John Cassidy in The New Yorker:
It would be uplifting to report that since the referendum, in June, which the Leave side won by fifty-two per cent to forty-eight per cent, the pro-Europe forces had been making a vigorous effort to persuade the public that it made a disastrous mistake. That hasn’t happened. Under the leadership of the hapless Jeremy Corbyn, the Labour Party, the main opposition group in Parliament, has come around to toeing the pro-Brexit line. In advance of Wednesday’s vote, Corbyn ordered Labour M.P.s to support the Brexit bill, and most obeyed his edict—though fifty-two defied Corbyn and voted as their consciences dictated.
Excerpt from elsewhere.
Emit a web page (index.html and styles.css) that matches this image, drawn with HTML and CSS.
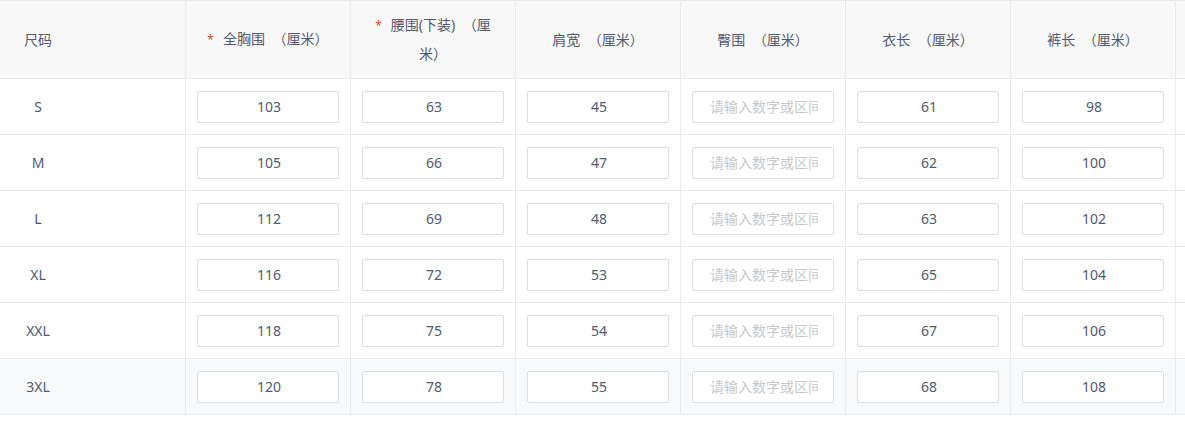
FILE: index.html
```html
<!DOCTYPE html>
<html lang="zh-CN">
<head>
    <meta charset="UTF-8">
    <title>尺码表</title>
    <link rel="stylesheet" href="styles.css">
</head>
<body>
    <div class="size-table">
        <div class="th first"><span class="size-label">尺码</span></div>
        <div class="th"><span><i class="req">*</i>全胸围 （厘米）</span></div>
        <div class="th"><span><i class="req">*</i>腰围(下装) （厘米）</span></div>
        <div class="th"><span>肩宽 （厘米）</span></div>
        <div class="th"><span>臀围 （厘米）</span></div>
        <div class="th"><span>衣长 （厘米）</span></div>
        <div class="th"><span>裤长 （厘米）</span></div>
        <div class="th"></div>

        <div class="row">
            <div class="td first"><span class="size-label">S</span></div>
            <div class="td"><input class="num" value="103"></div>
            <div class="td"><input class="num" value="63"></div>
            <div class="td"><input class="num" value="45"></div>
            <div class="td"><input class="num" placeholder="请输入数字或区间"></div>
            <div class="td"><input class="num" value="61"></div>
            <div class="td"><input class="num" value="98"></div>
            <div class="td"></div>
        </div>
        <div class="row">
            <div class="td first"><span class="size-label">M</span></div>
            <div class="td"><input class="num" value="105"></div>
            <div class="td"><input class="num" value="66"></div>
            <div class="td"><input class="num" value="47"></div>
            <div class="td"><input class="num" placeholder="请输入数字或区间"></div>
            <div class="td"><input class="num" value="62"></div>
            <div class="td"><input class="num" value="100"></div>
            <div class="td"></div>
        </div>
        <div class="row">
            <div class="td first"><span class="size-label">L</span></div>
            <div class="td"><input class="num" value="112"></div>
            <div class="td"><input class="num" value="69"></div>
            <div class="td"><input class="num" value="48"></div>
            <div class="td"><input class="num" placeholder="请输入数字或区间"></div>
            <div class="td"><input class="num" value="63"></div>
            <div class="td"><input class="num" value="102"></div>
            <div class="td"></div>
        </div>
        <div class="row">
            <div class="td first"><span class="size-label">XL</span></div>
            <div class="td"><input class="num" value="116"></div>
            <div class="td"><input class="num" value="72"></div>
            <div class="td"><input class="num" value="53"></div>
            <div class="td"><input class="num" placeholder="请输入数字或区间"></div>
            <div class="td"><input class="num" value="65"></div>
            <div class="td"><input class="num" value="104"></div>
            <div class="td"></div>
        </div>
        <div class="row">
            <div class="td first"><span class="size-label">XXL</span></div>
            <div class="td"><input class="num" value="118"></div>
            <div class="td"><input class="num" value="75"></div>
            <div class="td"><input class="num" value="54"></div>
            <div class="td"><input class="num" placeholder="请输入数字或区间"></div>
            <div class="td"><input class="num" value="67"></div>
            <div class="td"><input class="num" value="106"></div>
            <div class="td"></div>
        </div>
        <div class="row hover">
            <div class="td first"><span class="size-label">3XL</span></div>
            <div class="td"><input class="num" value="120"></div>
            <div class="td"><input class="num" value="78"></div>
            <div class="td"><input class="num" value="55"></div>
            <div class="td"><input class="num" placeholder="请输入数字或区间"></div>
            <div class="td"><input class="num" value="68"></div>
            <div class="td"><input class="num" value="108"></div>
            <div class="td"></div>
        </div>
    </div>
</body>
</html>
```

FILE: styles.css
```css
* {
    box-sizing: border-box;
    margin: 0;
    padding: 0;
}

body {
    font-family: "Noto Sans", "Noto Sans CJK SC", sans-serif;
    font-size: 14px;
    color: #515a6e;
    background-color: #fff;
    overflow: hidden;
}

.size-table {
    display: grid;
    grid-template-columns: 186px repeat(7, 165px);
    border-top: 1px solid #e8eaec;
    width: max-content;
}

.row {
    display: contents;
}

.th,
.td {
    border-right: 1px solid #e8eaec;
    border-bottom: 1px solid #e8eaec;
    display: flex;
    align-items: center;
}

.th {
    height: 78px;
    background-color: #f8f8f9;
    justify-content: center;
    text-align: center;
    padding: 0 16px;
    line-height: 28px;
    word-spacing: 4px;
}

.td {
    height: 56px;
    padding: 0 11px;
}

.row.hover .td {
    background-color: #f8f9fb;
}

.th.first,
.td.first {
    justify-content: flex-start;
    padding: 0 0 0 24px;
}

.size-label {
    display: inline-block;
    min-width: 28px;
    text-align: center;
}

.req {
    font-style: normal;
    color: #ed4014;
    font-size: 12px;
    margin-right: 9px;
}

.num {
    width: 100%;
    height: 32px;
    border: 1px solid #dcdee2;
    border-radius: 2px;
    background-color: #fff;
    font-family: inherit;
    font-size: 14px;
    color: #515a6e;
    text-align: center;
    padding: 0 15px 0 17px;
    outline: none;
}

.num::placeholder {
    color: #c5c8ce;
}
```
To be fair to the Labour Party, it is in a tough spot. Like U.S. Democratic congressmen and senators from districts and states that Donald Trump won, the Labour Party’s M.P.s can’t afford to ignore the views of their electors. Many represent working-class constituencies that voted for Brexit, and the rise of ukip represents a serious threat to them. Corbyn’s edict reflected a fear that if the Labour Party were seen as trying to overturn the result of the referendum, it could get wiped out in the next election. But for all this cold political logic, it was a sorry sight to see Labour, a party with a long tradition of internationalism and standing up for minorities, lining up alongside the Farages of the world.
Political self-interest also played a big role on the Conservative side, where loyalty to May and the Party leadership overcame the qualms about Brexit that many centrist Tories still have.